# Polynomial ring/Field/One variable/Euclidean division/Fact/Proof

Proof

We prove the statement about the existence by induction over the degree of ${\displaystyle {}P}$. If the degree of ${\displaystyle {}T}$ is larger than the degree of ${\displaystyle {}P}$, then ${\displaystyle {}Q=0}$ and ${\displaystyle {}R=P}$ is a solution.

Suppose that ${\displaystyle {}\operatorname {deg} \,(P)=0}$. By the remark just made also ${\displaystyle {}\operatorname {deg} \,(T)=0}$ holds, so ${\displaystyle {}T}$ is a constant polynomial, and therefore (since ${\displaystyle {}T\neq 0}$ and ${\displaystyle {}K}$ is a field) ${\displaystyle {}Q=P/T}$ and ${\displaystyle {}R=0}$ is a solution.
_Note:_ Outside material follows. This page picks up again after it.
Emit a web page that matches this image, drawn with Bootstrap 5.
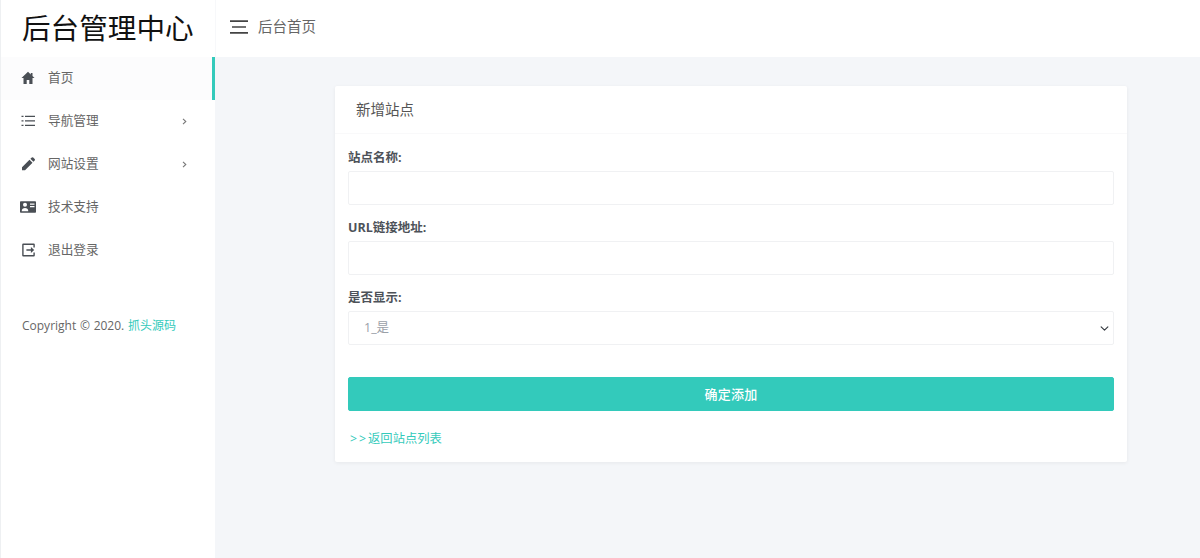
<!DOCTYPE html>
<html lang="zh-CN">
<head>
<meta charset="utf-8">
<title>后台管理中心</title>
<link rel="stylesheet" href="https://cdn.jsdelivr.net/npm/bootstrap@5.3.0/dist/css/bootstrap.min.css">
<style>
html,body{height:100%;overflow:hidden}
body{font-family:"Open Sans","Noto Sans CJK SC",sans-serif;font-size:13px;color:#555;background:#f4f6f9}
.shell{height:558px}
.side{width:215px;flex:none;background:#fff;border-left:1px solid #eef0f2}
.brand{height:57px;font-size:28.6px;line-height:55px;color:#111;padding-left:21px;white-space:nowrap;font-weight:400}
.menu-row{height:43px;padding:0 25px 1px 19px;color:#666;text-decoration:none;font-size:12.7px;border-right:3px solid transparent}
.menu-row:hover{color:#666}
.menu-row.on{background:#fcfcfd;border-right-color:#33cabb}
.ico{width:16px;height:16px;flex:none;margin-right:12px;fill:#4a4f55}
.chev{width:5px;height:7px;flex:none;fill:none;stroke:#777;stroke-width:1.1}
.copy{padding:0 0 0 21px;margin-top:44px;font-size:12px;color:#666;line-height:20px;word-spacing:.6px}
.teal{color:#33cabb;text-decoration:none}
.topbar{height:57px;background:#fff;padding:0 0 3px 14px;font-size:14.5px;color:#666;border-left:1px solid #f7f8fa}
.burger{width:18px;height:14px;margin-right:10px;stroke:#444;stroke-width:1.7;fill:none}
.panel{width:792px;margin:29px 0 0 120px;height:376px;background:#fff;border:0;border-radius:2px;box-shadow:0 1px 4px rgba(0,0,0,.06)}
.panel-head{height:48px;padding-left:21px;font-size:14.5px;color:#555;border-bottom:1px solid #f9f9fa;line-height:48px}
.panel-body{padding:15px 13px 0}
.lab{display:block;font-size:12.5px;font-weight:700;color:#4d5259;line-height:18px;margin:0 0 4px}
.lab-gap{margin-top:14px}
.fld.form-control,.fld.form-select{height:34px;border:1px solid #f0f1f3;border-radius:2px;font-size:12.5px;color:#9aa0a8;padding:4px 15px;box-shadow:none;font-family:inherit;background-color:#fff}
.fld.form-select{background-position:right 3px center;background-size:11px 9px}
.go.btn{display:block;width:100%;height:34px;margin-top:32px;padding:0;background:#33cabb;border:1px solid #33cabb;color:#fff;font-size:13px;font-weight:500;border-radius:2px;line-height:32px;letter-spacing:.2px}
.back{display:block;margin-top:18px;font-size:12.3px;line-height:20px;padding-left:2px}
.arrows{letter-spacing:2px}
</style>
</head>
<body>
<div class="d-flex shell">
  <aside class="side d-flex flex-column">
    <div class="brand">后台管理中心</div>
    <a href="#" class="menu-row on d-flex align-items-center">
      <svg class="ico" viewBox="0 0 16 16"><path d="M8 1.800 1.500 8h2v6h3.200v-4h2.600v4h3.200V8h2l-2-1.900V3h-1.700v1.500z"/></svg><span>首页</span>
    </a>
    <a href="#" class="menu-row d-flex align-items-center">
      <svg class="ico" viewBox="0 0 16 16"><path d="M1.500 2.800h2v1.300h-2zM5 2.800h10v1.300H5zM1.500 7.300h2v1.300h-2zM5 7.300h10v1.300H5zM1.500 11.800h2v1.300h-2zM5 11.800h10v1.300H5z"/></svg><span class="flex-grow-1">导航管理</span>
      <svg class="chev" viewBox="0 0 5 7"><path d="M1 .8 3.800 3.500 1 6.200"/></svg>
    </a>
    <a href="#" class="menu-row d-flex align-items-center">
      <svg class="ico" viewBox="0 0 16 16"><path d="M2 14.200v-3l7.500-7.500 3 3L5 14.200zM10.400 2.800 11.800 1.500a1 1 0 0 1 1.400 0l1.500 1.500a1 1 0 0 1 0 1.400L13.400 5.800z"/></svg><span class="flex-grow-1">网站设置</span>
      <svg class="chev" viewBox="0 0 5 7"><path d="M1 .8 3.800 3.500 1 6.200"/></svg>
    </a>
    <a href="#" class="menu-row d-flex align-items-center">
      <svg class="ico" viewBox="0 0 16 16"><path fill-rule="evenodd" d="M.8 2.200h14.400a.8.800 0 0 1 .8.800v10a.8.800 0 0 1-.8.800H.8A.8.800 0 0 1 0 13V3a.8.800 0 0 1 .8-.8zM5 3.800a2 2 0 1 0 0 4 2 2 0 0 0 0-4zM1.700 12.200h6.600c0-2.100-1.500-3.200-3.300-3.200s-3.300 1.100-3.300 3.200zM10 4.500v1.200h4.500V4.500zM10 7v1.200h4.500V7z"/></svg><span>技术支持</span>
    </a>
    <a href="#" class="menu-row d-flex align-items-center">
      <svg class="ico" viewBox="0 0 16 16"><path d="M3.200 1.600h10.600a1 1 0 0 1 1 1v3h-1.400V3H3.600v10h9.800v-2.600h1.400v3a1 1 0 0 1-1 1H3.200a1 1 0 0 1-1-1V2.600a1 1 0 0 1 1-1zM10.900 5l3.300 3-3.300 3V8.800H6.400V7.300h4.500z"/></svg><span>退出登录</span>
    </a>
    <div class="copy">Copyright © 2020. <a href="#" class="teal">抓头源码</a></div>
  </aside>
  <div class="flex-grow-1 d-flex flex-column">
    <header class="topbar d-flex align-items-center">
      <svg class="burger" viewBox="0 0 18 14"><path d="M0 1.200h18M2 7h14M0 12.800h18"/></svg><span>后台首页</span>
    </header>
    <main>
      <section class="panel">
        <div class="panel-head">新增站点</div>
        <form class="panel-body">
          <label class="lab">站点名称:</label>
          <input class="form-control fld" type="text">
          <label class="lab lab-gap">URL链接地址:</label>
          <input class="form-control fld" type="text">
          <label class="lab lab-gap">是否显示:</label>
          <select class="form-select fld"><option>1_是</option><option>0_否</option></select>
          <button type="button" class="btn go">确定添加</button>
          <a href="#" class="teal back"><span class="arrows">&gt;&gt;</span>返回站点列表</a>
        </form>
      </section>
    </main>
  </div>
</div>
<script src="https://cdn.jsdelivr.net/npm/bootstrap@5.3.0/dist/js/bootstrap.bundle.min.js"></script>
</body>
</html>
So suppose now that ${\displaystyle {}\operatorname {deg} \,(P)=n}$ and that the statement for smaller degrees is already proven. We write ${\displaystyle {}P=a_{n}X^{n}+\cdots +a_{1}X+a_{0}}$ and ${\displaystyle {}T=b_{k}X^{k}+\cdots +b_{1}X+b_{0}}$ with ${\displaystyle {}a_{n},b_{k}\neq 0,\,k\leq n}$. Then setting ${\displaystyle {}H={\frac {a_{n}}{b_{k}}}X^{n-k}}$ we have the relation

{\displaystyle {}{\begin{aligned}P'&:=P-TH\\&=0X^{n}+{\left(a_{n-1}-{\frac {a_{n}}{b_{k}}}b_{k-1}\right)}X^{n-1}+\cdots +{\left(a_{n-k}-{\frac {a_{n}}{b_{k}}}b_{0}\right)}X^{n-k}+a_{n-k-1}X^{n-k-1}+\cdots +a_{0}.\end{aligned}}}

The degree of this polynomial ${\displaystyle {}P'}$ is smaller than ${\displaystyle {}n}$ and we can apply the induction hypothesis to it. That means there exist ${\displaystyle {}Q'}$ and ${\displaystyle {}R'}$ such that

${\displaystyle P'=TQ'+R'{\text{ and with }}\operatorname {deg} \,(R')<\operatorname {deg} \,(T){\text{ or }}R'=0.}$

From this we get altogether

${\displaystyle {}P=P'+TH=TQ'+TH+R'=T(Q'+H)+R'\,,}$

so that ${\displaystyle {}Q=Q'+H}$ and ${\displaystyle {}R=R'}$ is a solution.

To prove uniqueness, let ${\displaystyle {}P=TQ+R=TQ'+R'}$, both fulfilling the stated conditions. Then ${\displaystyle {}T(Q-Q')=R'-R}$. Since the degree of the difference ${\displaystyle {}R'-R}$ is smaller than ${\displaystyle {}\operatorname {deg} \,(T)}$, this implies ${\displaystyle {}R=R'}$ and so ${\displaystyle {}Q=Q'}$.